Highly secure, to ensure safety of funds and financial data.
Flexible, so it can power the Libra ecosystem’s governance as well as future innovation in financial services.”
But critics have already looked at this, and it looks like this is not really a blockchain at all. FT Alphaville has done a great job of uncovering the details. The main problem is that Libra defines a blockchain in a way that is incompatible with previous definitions of blockchains, it is not decentralised, it has a proprietary and hierarchical consensus mechanism, and most importantly, it doesn’t even have blocks that are chained together. According to the article:
“Talk of decentralised structures is everywhere in the frustratingly wordy but detail-light introductory material. But one thing which can be unpicked immediately is that the system only aspires to achieve decentralisation at some point in the future.
For now the unique benefits of blockchain’s “distributed governance” are only theoretical because in the first instance the Libra Blockchain will be coming to market in fully “permissioned” form, effectively centrally controlled by the founder Libra coin holders.
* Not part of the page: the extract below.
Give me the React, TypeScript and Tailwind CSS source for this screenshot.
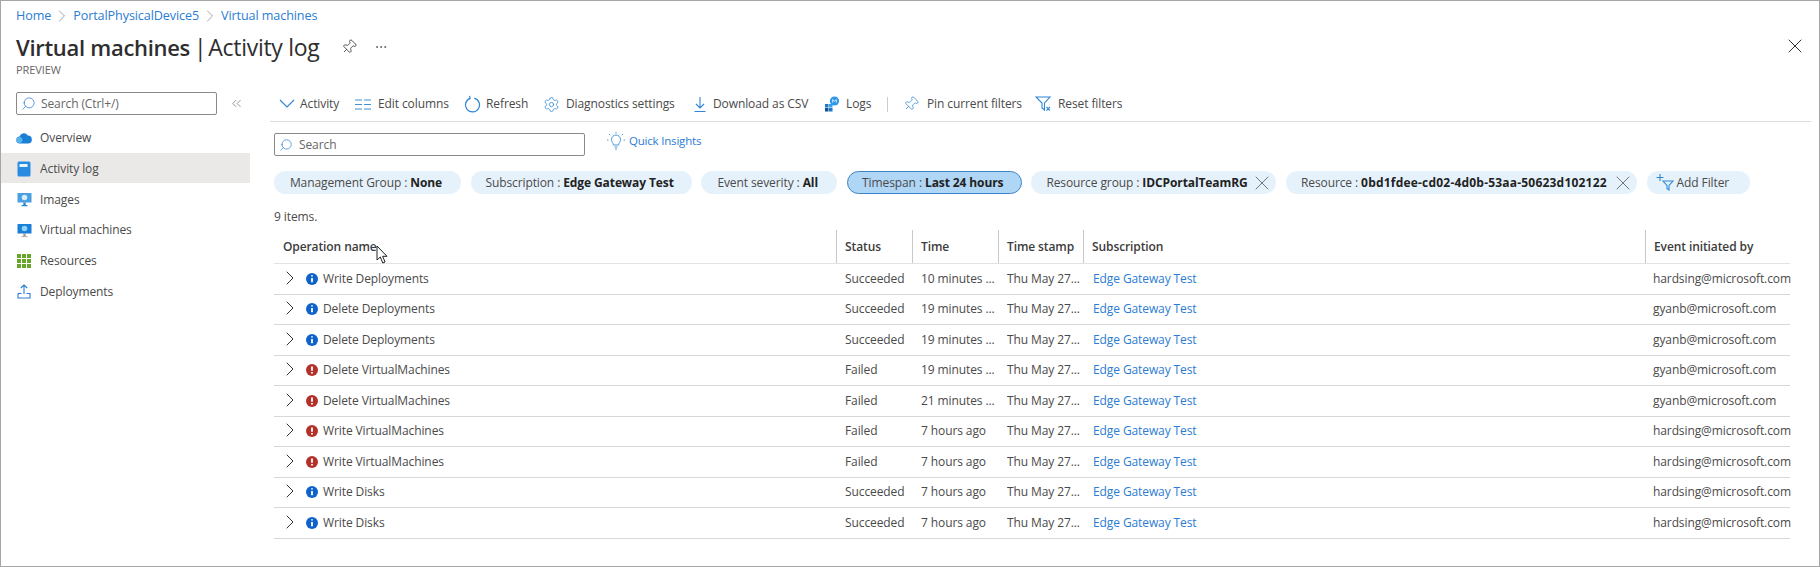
import { ChevronRight, ChevronsLeft, Pin, Search, Settings, X, MoreHorizontal } from 'lucide-react'

const rows = [
  { name: 'Write Deployments', ok: true, status: 'Succeeded', time: '10 minutes ...', by: 'hardsing@microsoft.com' },
  { name: 'Delete Deployments', ok: true, status: 'Succeeded', time: '19 minutes ...', by: 'gyanb@microsoft.com' },
  { name: 'Delete Deployments', ok: true, status: 'Succeeded', time: '19 minutes ...', by: 'gyanb@microsoft.com' },
  { name: 'Delete VirtualMachines', ok: false, status: 'Failed', time: '19 minutes ...', by: 'gyanb@microsoft.com' },
  { name: 'Delete VirtualMachines', ok: false, status: 'Failed', time: '21 minutes ...', by: 'gyanb@microsoft.com' },
  { name: 'Write VirtualMachines', ok: false, status: 'Failed', time: '7 hours ago', by: 'hardsing@microsoft.com' },
  { name: 'Write VirtualMachines', ok: false, status: 'Failed', time: '7 hours ago', by: 'hardsing@microsoft.com' },
  { name: 'Write Disks', ok: true, status: 'Succeeded', time: '7 hours ago', by: 'hardsing@microsoft.com' },
  { name: 'Write Disks', ok: true, status: 'Succeeded', time: '7 hours ago', by: 'hardsing@microsoft.com' },
]

function CloudIcon() {
  return (
    <svg width="16" height="12" viewBox="0 0 16 12">
      <path d="M4 11.5a3.5 3.5 0 0 1-.4-7A4.5 4.5 0 0 1 11.8 3.6 3.9 3.9 0 0 1 12 11.5z" fill="#1b7fd6" />
      <circle cx="3.4" cy="8" r="3" fill="#59b4ea" />
    </svg>
  )
}

function BookIcon() {
  return (
    <svg width="14" height="16" viewBox="0 0 14 16">
      <rect x="0.5" y="0.5" width="13" height="15" rx="1.5" fill="#2a8ce0" />
      <rect x="2.5" y="3" width="8" height="3" fill="#e8f3fc" />
    </svg>
  )
}

function MonitorIcon({ light }: { light?: boolean }) {
  return (
    <svg width="15" height="15" viewBox="0 0 15 15">
      <rect x="0.5" y="1" width="14" height="9.5" rx="0.5" fill={light ? '#4a9fe0' : '#1a7fd8'} />
      <circle cx="7.5" cy="5.5" r="2.8" fill={light ? '#d5ecfb' : '#8fd3f7'} />
      <rect x="6.3" y="10.5" width="2.4" height="3" fill={light ? '#2a86cc' : '#9a9a9a'} />
      <rect x="4.5" y="13" width="6" height="1.2" fill={light ? '#2a86cc' : '#b5b5b5'} />
    </svg>
  )
}

function GridIcon() {
  return (
    <svg width="14" height="14" viewBox="0 0 14 14" fill="#69a52a">
      {[0, 5, 10].flatMap(y =>
        [0, 5, 10].map(x => <rect key={`${x}-${y}`} x={x} y={y} width="4" height="4" />)
      )}
    </svg>
  )
}

function UploadIcon() {
  return (
    <svg width="14" height="15" viewBox="0 0 14 15" fill="none" stroke="#2b7cd3" strokeWidth="1.1">
      <path d="M7 10V1M3.8 4 7 1l3.2 3" />
      <path d="M1 9.5v4.5h12V9.5H9.5" />
      <path d="M1 9.5h3.5" />
    </svg>
  )
}

function ChevronIcon() {
  return (
    <svg width="16" height="10" viewBox="0 0 16 10" fill="none" stroke="#2f86d4" strokeWidth="1.2">
      <path d="m1 1 7 7 7-7" />
    </svg>
  )
}

function ColumnsIcon() {
  return (
    <svg width="16" height="11" viewBox="0 0 16 11" fill="none" stroke="#3f8fd6" strokeWidth="1.1">
      <path d="M0 1h7M9 1h7M0 5.5h7M9 5.5h7M0 10h7M9 10h7" />
    </svg>
  )
}

function RefreshIcon() {
  return (
    <svg width="17" height="18" viewBox="0 0 17 18" fill="none" stroke="#2f86d4" strokeWidth="1.2">
      <path d="M10.300 3.200a7 7 0 1 1-4.200.2L5.600 .8" />
    </svg>
  )
}

function DownloadIcon() {
  return (
    <svg width="14" height="17" viewBox="0 0 14 17" fill="none" stroke="#2f86d4" strokeWidth="1.1">
      <path d="M7 1v11M3 8l4 4 4-4M1.500 15.500h11" />
    </svg>
  )
}

function LogsIcon() {
  return (
    <svg width="16" height="16" viewBox="0 0 16 16">
      <rect x="1" y="8" width="3.5" height="3.5" fill="#1f78c8" />
      <rect x="5" y="8" width="3.5" height="3.5" fill="#3aa0e8" />
      <rect x="1" y="12" width="3.5" height="3.5" fill="#12508f" />
      <rect x="5" y="12" width="3.5" height="3.5" fill="#1f78c8" />
      <circle cx="10.5" cy="5" r="4.6" fill="#2f97e8" />
      <path d="M8.7 6.6V3.6l1.8 1.6 1.8-1.6v3" stroke="#fff" strokeWidth="0.8" fill="none" />
    </svg>
  )
}

function FunnelXIcon() {
  return (
    <svg width="17" height="16" viewBox="0 0 17 16" fill="none" stroke="#2f86d4" strokeWidth="1.1">
      <path d="M1 1h14L9.5 7v7L7 12V7z" />
      <path d="m11.5 11 3.4 3.6M14.9 11l-3.4 3.6" />
    </svg>
  )
}

function AddFilterIcon() {
  return (
    <svg width="18" height="17" viewBox="0 0 18 17" fill="none" stroke="#2f86d4" strokeWidth="1.1">
      <path d="M4 0v7M0.5 3.5h7" />
      <path d="M7 7h10l-4 4.5V16l-2-1.2v-3.3z" />
    </svg>
  )
}

function BulbIcon() {
  return (
    <svg width="18" height="18" viewBox="0 0 18 18" fill="none" stroke="#4a9ad8" strokeWidth="1">
      <path d="M6.5 13c0-2-2-2.5-2-5.5a4.5 4.5 0 0 1 9 0c0 3-2 3.500-2 5.500z" />
      <path d="M7.5 15h3M8 17h2" />
      <path d="M9 0v1.500M2 2l1.200 1.200M16 2l-1.200 1.200M0 8h1.500M16.500 8H18" />
    </svg>
  )
}

function StatusIcon({ ok }: { ok: boolean }) {
  return (
    <svg width="12" height="12" viewBox="0 0 12 12">
      <circle cx="6" cy="6" r="6" fill={ok ? '#0f62c9' : '#b3312b'} />
      {ok ? (
        <path d="M6 2.200v1.400M6 5v4.300" stroke="#fff" strokeWidth="1.800" />
      ) : (
        <path d="M6 2.500v4.200M6 8v1.500" stroke="#fff" strokeWidth="1.800" />
      )}
    </svg>
  )
}

function Cursor() {
  return (
    <svg className="absolute left-[375px] top-[244px]" width="13" height="19" viewBox="0 0 13 19">
      <path d="M1 1v14l3.300-3 2.500 6 2.300-1-2.500-5.700H11z" fill="#fff" stroke="#222" strokeWidth="1" />
    </svg>
  )
}

const nav = [
  { label: 'Overview', icon: <CloudIcon /> },
  { label: 'Activity log', icon: <BookIcon />, active: true },
  { label: 'Images', icon: <MonitorIcon light /> },
  { label: 'Virtual machines', icon: <MonitorIcon /> },
  { label: 'Resources', icon: <GridIcon /> },
  { label: 'Deployments', icon: <UploadIcon /> },
]

const toolbar = [
  { label: 'Activity', icon: <ChevronIcon />, cls: 'w-[76px] gap-[4px]' },
  { label: 'Edit columns', icon: <ColumnsIcon />, cls: 'w-[109px] gap-[6px]' },
  { label: 'Refresh', icon: <RefreshIcon />, cls: 'w-[79px] gap-[5px]' },
  { label: 'Diagnostics settings', icon: <Settings size={17} strokeWidth={1.1} className="text-[#2f86d4]" />, cls: 'w-[149px] gap-[6px]' },
  { label: 'Download as CSV', icon: <DownloadIcon />, cls: 'w-[133px] gap-[4px]' },
]

function Pill({ label, value, w, x, active, wide }: { label: string; value: string; w: string; x?: boolean; active?: boolean; wide?: boolean }) {
  return (
    <div
      className={`${w} h-[23px] shrink-0 rounded-full flex items-center whitespace-nowrap ${
        x ? 'justify-between pl-[15px] pr-[2px]' : 'justify-center pr-[3px]'
      } ${active ? 'bg-[#b0d6f5] border border-[#3a86c8]' : 'bg-[#e6f2fb]'}`}
    >
      <span>
        {label} : <b className={`font-bold text-[#222] ${wide ? 'tracking-[0.2px]' : ''}`}>{value}</b>
      </span>
      {x && <X size={24} strokeWidth={0.8} className="-my-1 text-[#555]" />}
    </div>
  )
}

const gridCols = 'grid grid-cols-[562px_76px_86px_85px_562px_145px]'

export default function App() {
  return (
    <div className="relative w-[1820px] h-[567px] bg-white border border-[#a6a6a6] text-[#4a4a4a] text-[12px] overflow-hidden font-['Open_Sans','Noto_Sans',sans-serif] tracking-[-0.1px]">
      {/* Header */}
      <div className="pl-[15px] pt-[7px] h-[84px]">
        <div className="flex items-center gap-[4px] text-[#2b7cd3] text-[12.600px] h-4">
          <span>Home</span>
          <ChevronRight size={20} strokeWidth={0.8} className="-mx-[3px] text-[#777]" />
          <span>PortalPhysicalDevice5</span>
          <ChevronRight size={20} strokeWidth={0.8} className="-mx-[3px] text-[#777]" />
          <span>Virtual machines</span>
        </div>
        <div className="flex items-center h-8 mt-[7px]">
          <span className="text-[22px] text-[#2e2e2e] tracking-[-0.3px] font-semibold">Virtual machines</span>
          <span className="text-[23px] text-[#2e2e2e] tracking-[-0.3px] ml-[4px]">|</span>
          <span className="text-[23px] text-[#2e2e2e] tracking-[-0.3px] ml-[2px]">Activity log</span>
          <Pin size={16} strokeWidth={1.2} className="ml-[22px] rotate-45 text-[#333]" />
          <MoreHorizontal size={14} strokeWidth={1.2} className="ml-[17px] text-[#444]" />
        </div>
        <div className="text-[11px] text-[#666] leading-4 -mt-px">PREVIEW</div>
      </div>
      <X size={24} strokeWidth={1} className="absolute right-[12px] top-[33px] text-[#333]" />

      <div className="flex">
        {/* Sidebar */}
        <div className="w-[249px] shrink-0">
          <div className="flex items-center pl-[15px] pt-[7px]">
            <div className="w-[201px] h-[23px] border border-[#8a8a8a] rounded-[2px] flex items-center gap-[5px] pl-[4px] text-[#666]">
              <Search size={15} strokeWidth={1.2} className="text-[#2b7cd3] -scale-x-100" />
              Search (Ctrl+/)
            </div>
            <ChevronsLeft size={15} strokeWidth={1} className="ml-[12px] text-[#555]" />
          </div>
          <div className="mt-[7px]">
            {nav.map(n => (
              <div key={n.label} className={`h-[30.700px] pt-[2px] flex items-center gap-[8px] pl-[15px] ${n.active ? 'bg-[#ebe9e8]' : ''}`}>
                <span className="w-[16px] flex justify-center">{n.icon}</span>
                {n.label}
              </div>
            ))}
          </div>
        </div>

        {/* Main */}
        <div className="flex-1 pl-5">
          <div className="h-[37px] w-[1541px] pt-[2px] border-b border-[#dcdcdc] flex items-center text-[#4a4a4a]">
            {toolbar.map(t => (
              <div key={t.label} className={`${t.cls} shrink-0 flex items-center whitespace-nowrap pl-[8px]`}>
                <span className="w-[18px] flex justify-center">{t.icon}</span>
                {t.label}
              </div>
            ))}
            <div className="flex items-center gap-[6px] pl-[8px] w-[71px] shrink-0">
              <LogsIcon />
              Logs
            </div>
            <div className="w-px h-[15px] bg-[#ccc] mr-[15px]" />
            <div className="flex items-center gap-[8px] w-[132px] shrink-0 whitespace-nowrap">
              <Pin size={16} strokeWidth={1.1} className="rotate-45 text-[#2f86d4]" />
              Pin current filters
            </div>
            <div className="flex items-center gap-[6px] whitespace-nowrap">
              <FunnelXIcon />
              Reset filters
            </div>
          </div>

          <div className="pl-1">
            <div className="flex items-center mt-[11px]">
              <div className="w-[311px] h-[23px] border border-[#8a8a8a] rounded-[2px] flex items-center gap-[6px] pl-[4px] text-[#666]">
                <Search size={14} strokeWidth={1.2} className="text-[#2b7cd3] -scale-x-100" />
                Search
              </div>
              <div className="flex items-center gap-1 ml-[22px] -mt-[8px] text-[#2b7cd3] text-[11.500px] tracking-[-0.2px]">
                <BulbIcon />
                Quick Insights
              </div>
            </div>

            <div className="flex items-center gap-[9.600px] mt-[15px]">
              <Pill label="Management Group" value="None" w="w-[187px]" />
              <Pill label="Subscription" value="Edge Gateway Test" w="w-[221px]" />
              <Pill label="Event severity" value="All" w="w-[136px]" />
              <Pill label="Timespan" value="Last 24 hours" w="w-[175px]" active />
              <Pill label="Resource group" value="IDCPortalTeamRG" w="w-[245px]" x />
              <Pill label="Resource" value="0bd1fdee-cd02-4d0b-53aa-50623d102122" w="w-[351px]" x wide />
              <div className="w-[103px] h-[23px] rounded-full bg-[#e6f2fb] flex items-center pl-[9px] gap-[3px]">
                <AddFilterIcon />
                Add Filter
              </div>
            </div>

            <div className="mt-[15px] h-4 leading-4">9 items.</div>

            <div className="w-[1516px] mt-[2px]">
              <div className={`${gridCols} h-[37px] border-b border-[#e3e3e3] font-semibold text-[#3c3c3c] pt-[3px]`}>
                {['Operation name', 'Status', 'Time', 'Time stamp', 'Subscription', 'Event initiated by'].map((h, i) => (
                  <div key={h} className={`flex items-center h-[33px] whitespace-nowrap ${i > 0 ? 'border-l border-[#c8c8c8] pl-[8px]' : 'pl-[9px]'}`}>
                    {h}
                  </div>
                ))}
              </div>
              {rows.map((r, i) => (
                <div key={i} className={`${gridCols} h-[30.500px] items-center border-b border-[#d8d8d8]`}>
                  <div className="flex items-center pl-[8px] whitespace-nowrap">
                    <ChevronRight size={24} strokeWidth={1} className="text-[#333] -mx-[4px] -my-[4px] -mt-[6px]" />
                    <span className="ml-[8px]"><StatusIcon ok={r.ok} /></span>
                    <span className="ml-[5px]">{r.name}</span>
                  </div>
                  <div className="pl-[9px]">{r.status}</div>
                  <div className="pl-[9px] whitespace-nowrap">{r.time}</div>
                  <div className="pl-[9px] whitespace-nowrap">Thu May 27...</div>
                  <div className="pl-[10px] text-[#2b7cd3]">Edge Gateway Test</div>
                  <div className="pl-[8px] whitespace-nowrap">{r.by}</div>
                </div>
              ))}
            </div>
          </div>
        </div>
      </div>
      <Cursor />
    </div>
  )
}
To save costs and to introduce efficiencies even further, the Libra administrators even float the idea of archiving off data (possibly for a fee) in order to save space — something that would be considered anathema to most self-respecting fans of immutable blockchain technology.
In short, most of the features that make a blockchain a blockchain don’t seem to be there.”
I tend to agree. Libra is impressive in many ways, it could indeed become a popular payment system powered by social media, something akin to Wechat in China, but after that most of the talk about open source code and decentralisation falls flat, when we look closely this is just a centralised data structure, but a blockchain it ain’t.